Posted by: May | August 28, 2011 at 02:26 PM
Ah, see, there's those who make it all about themselves. You might search for further explanations but could be it's as simple as that. That twit, honestly. "drag him down", grrr, the nerve. I'm so glad H was met, at the right time. That was the sun shining on both of you, so it was. Bask warmly.
Ginger and whiskey you say? Hmm!
Posted by: Twangypearl | August 28, 2011 at 02:51 PM
I'm posting this late, but this post spoke to me in Technicolor:) Your twenties sound not unlike mine (and the spooky thing is that I, too, had a completely...untenable romance with someone from the environs of Varese). Ah, good times. At least - in our old ages - we can look back and say that we really, um, experienced things. (Stupidities, mostly, but...still).

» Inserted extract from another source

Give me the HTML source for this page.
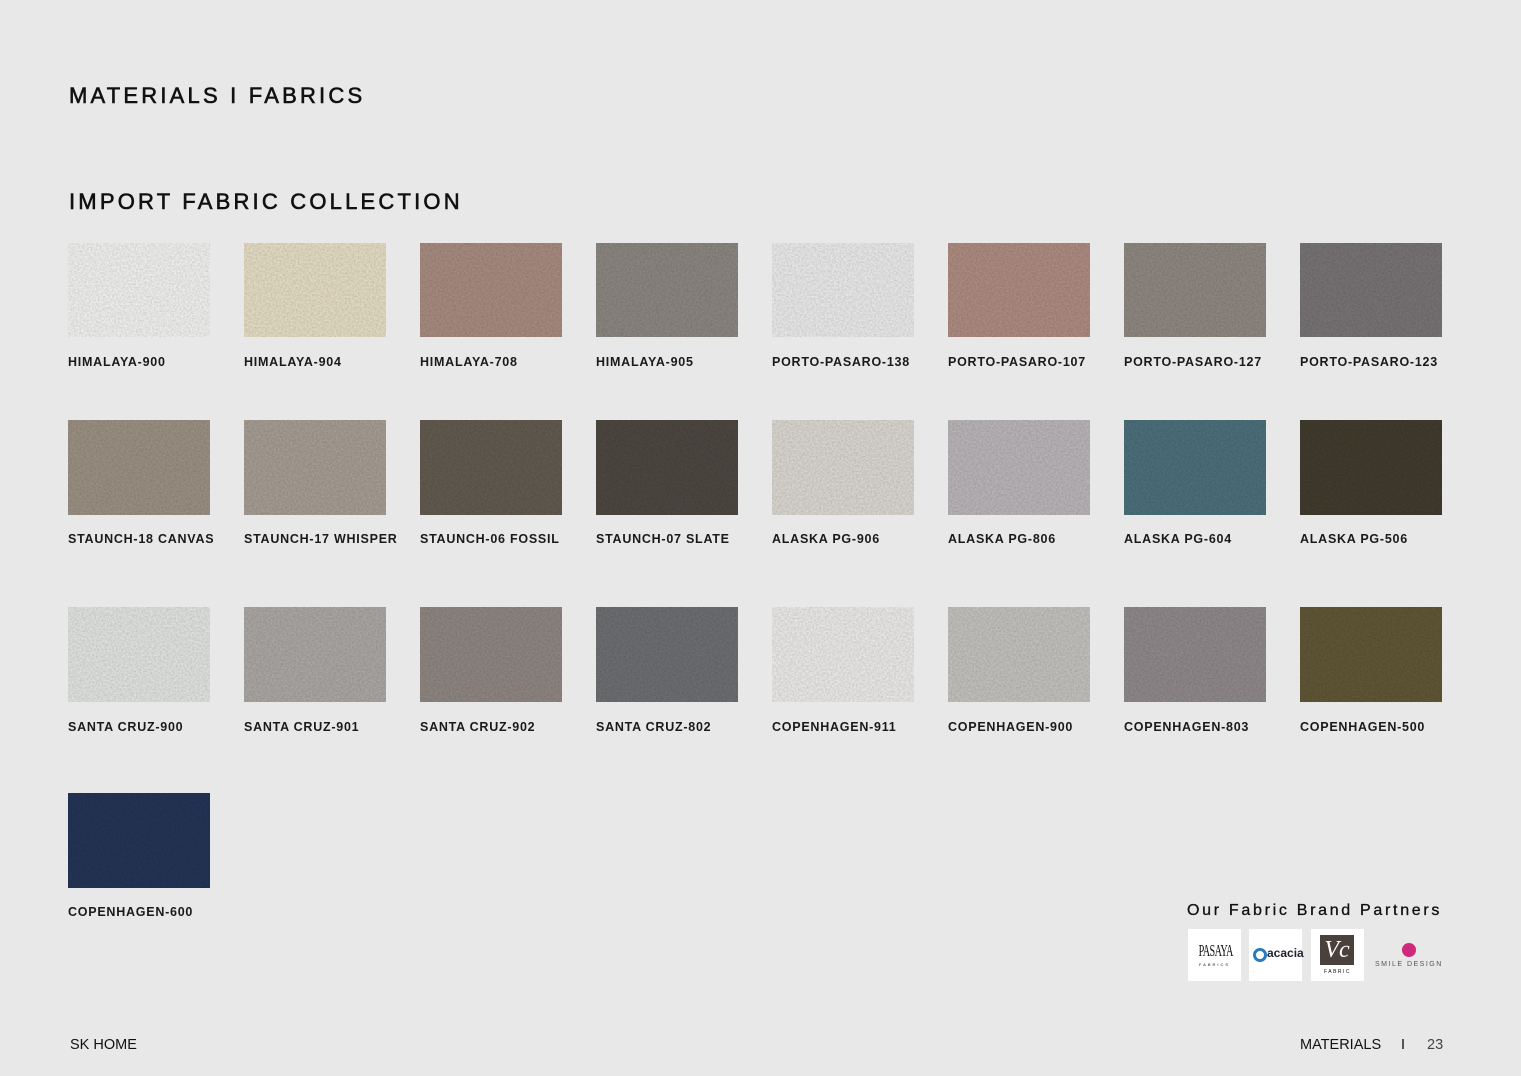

But the song? C'est too much. This is the song that broke the camel's back. I suggest some graphic revenge. Use your artistic wizardry. Funnel it.
(That schmuck-o).
Mr. D is my port after all that storm. Sounds like the JB is for you, as well. It's very hard for the non-artistic types (i.e, the straightforward, wage-earning types) to understand those of us who must CREATE. And those partnerships aren't always easy (um, mostly on them) especially when solitude is a welcome part of your makeup.
That said: lucky devils to have snagged us:)
Posted by: Adele | August 31, 2011 at 11:18 PM
Adele! How did you get to be so tuned in? It's amazing. A rare thing, indeed.
Because, yes! Funnel it, of course, of course! I am going to enjoy this.
Clearly, yes, all their birthdays came at once the day they found fantastic us. HEH!